The Shifting Dynamics Around Rape and Incest Exceptions to Abortion Bans

As divisive as the issue of abortion is in American politics, one point of broad, longstanding agreement has been exceptions for cases of rape and incest in laws restricting abortion. Arguments for such exceptions used to be commonplace even in pro-life policies and the rhetoric of pro-life politicians: Republican presidents from Ronald Reagan to Donald Trump expressed their support. The Hyde Amendment, which bars federal funding for abortion, allows it for abortions in cases of rape, incest, and threats to the life of the mother.

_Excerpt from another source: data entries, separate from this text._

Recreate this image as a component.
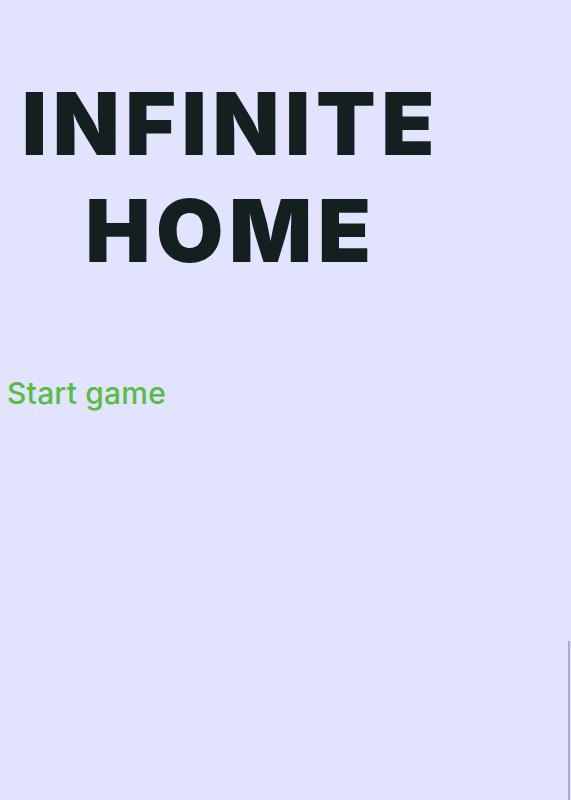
export default function App() {
  return (
    <div className="relative min-h-[800px] w-full bg-[#e1e3ff] overflow-hidden">
      <div className="w-[462px] pt-[70px] text-center">
        <h1 className="font-['Inter',sans-serif] font-black text-[87px] leading-[107px] tracking-[5.6px] text-[#142020]">
          INFINITE
          <br />
          HOME
        </h1>
      </div>
      <div className="mt-[87px] pl-[7px]">
        <button className="font-['Inter',sans-serif] text-[30px] text-[#57bd45] font-medium tracking-[0.2px]">
          Start game
        </button>
      </div>
      <div className="absolute right-[1px] top-[641px] bottom-0 w-[2px] bg-[#a9acd0]" />
    </div>
  );
}
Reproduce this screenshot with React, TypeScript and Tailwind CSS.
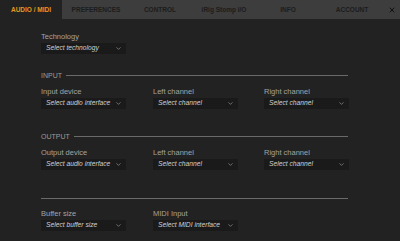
import { ChevronDown, X } from 'lucide-react'

const tabs = ['AUDIO / MIDI', 'PREFERENCES', 'CONTROL', 'iRig Stomp I/O', 'INFO', 'ACCOUNT']

function Select({ text }: { text: string }) {
  return (
    <div className="flex items-center justify-between w-[85px] h-[11px] bg-[#1a1a1a] pl-[5px] pr-[4px]">
      <span className="italic text-[6.7px] text-[#d0d0d0] leading-none">{text}</span>
      <ChevronDown className="w-[7px] h-[7px] text-[#bbbbbb]" strokeWidth={1.75} />
    </div>
  )
}

function Field({ label, value }: { label: string; value: string }) {
  return (
    <div className="flex flex-col">
      <div className="text-[7.5px] text-[#a2a2a2] leading-[7px] mb-[3px]">{label}</div>
      <Select text={value} />
    </div>
  )
}

function Section({ title }: { title: string }) {
  return (
    <div className="flex items-center w-[307px] h-[7px]">
      <span className="text-[7px] text-[#9c9c9c] leading-none mr-[4px]">{title}</span>
      <div className="flex-1 h-px bg-[#6a6a6a]" />
    </div>
  )
}

function Row({ first, firstValue }: { first: string; firstValue: string }) {
  return (
    <div className="grid grid-cols-[112px_111px_85px]">
      <Field label={first} value={firstValue} />
      <Field label="Left channel" value="Select channel" />
      <Field label="Right channel" value="Select channel" />
    </div>
  )
}

export default function App() {
  return (
    <div className="w-[400px] h-[241px] bg-[#222222] overflow-hidden" style={{ fontFamily: '"Liberation Sans", Arial, sans-serif' }}>
      <div className="flex h-[19px] bg-[#3d3d3d]">
        {tabs.map((t, i) => (
          <div
            key={t}
            className={
              i === 0
                ? 'w-[62px] mr-[2px] flex items-center justify-center bg-[#222222] text-[#e39a1c] font-bold text-[6.5px]'
                : 'w-[64px] flex items-center justify-center text-[#1c1c1c] font-bold text-[6.5px]'
            }
          >
            {t}
          </div>
        ))}
        <div className="flex-1 flex items-center justify-center">
          <X className="w-[8px] h-[8px] text-[#111111]" strokeWidth={3} />
        </div>
      </div>

      <div className="pl-[41px] pt-[14px]">
        <Field label="Technology" value="Select technology" />

        <div className="mt-[18px]">
          <Section title="INPUT" />
        </div>
        <div className="mt-[9px]">
          <Row first="Input device" firstValue="Select audio interface" />
        </div>

        <div className="mt-[24px]">
          <Section title="OUTPUT" />
        </div>
        <div className="mt-[9px]">
          <Row first="Output device" firstValue="Select audio interface" />
        </div>

        <div className="mt-[28px] w-[307px] h-px bg-[#6a6a6a]" />

        <div className="mt-[11px] grid grid-cols-[112px_85px]">
          <Field label="Buffer size" value="Select buffer size" />
          <Field label="MIDI Input" value="Select MIDI interface" />
        </div>
      </div>
    </div>
  )
}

But the political dynamics surrounding rape and incest exceptions have been shifting for a while, a trend made more obvious since the Supreme Court ruling that reversed Roe v. Wade turned a philosophical matter into a practical one. Many newer state-level abortion bans eschew these exceptions. Louisiana passed a law in June that did not include rape or incest exceptions. Pro-life Democratic Gov. John Bel Edwards expressed disappointment that there were no exceptions but signed his state’s bill anyway. Arkansas’ Republican Gov. Asa Hutchinson has shared similar sentiments about a law he signed three years ago that went into effect after the Dobbs ruling. Meanwhile, Idaho Lt. Gov. Janice McGeachin has called for the elimination of these exceptions, and politicians like South Dakota Gov. Kristi Noem have stood behind their state’s lack of such exceptions.
Students for Life, a pro-life advocacy group with chapters on more than 1,200 campuses nationwide, has been in the vanguard of this change. “Your humanity doesn’t change with the circumstances of your conception,” says Kristan Hawkins, the group’s president. “You are valuable regardless of how you came into existence, or what your father did the night of your conception.” Pro-life activists conceived in rape have long made a similar argument. As Rebecca Kiessling put it in a conversation with then-presidential hopeful Rick Perry, “When you make that rape exception, it’s like you’re saying to me that I deserved the death penalty for the crimes of my father.”
Soon, only seven states will have laws that ban or restrict abortions but with explicit exceptions for pregnancies resulting from rape: Georgia, Idaho, Mississippi, North Dakota, South Carolina, Utah, and Wyoming. If Iowa’s state courts allow for its six-week abortion ban to take effect, it will join this group. All but one of these–Mississippi–also have an exception for pregnancies resulting from incest. Six other states and the District of Columbia allow unrestricted abortion; 10 ban abortion entirely and limit exceptions to some combination of life and health endangerment and fetal anomalies; and the rest of the states begin restricting abortion at some set period of gestation, and do not have a rape or incest exception afterward. (One of Oklahoma’s five contradictory abortion restrictions includes rape and incest exceptions, but none of the others do; even the attorney general’s office was unclear which would take precedence, but, presumably, an abortion legal under the law with exceptions could be prosecuted under one of the laws without.)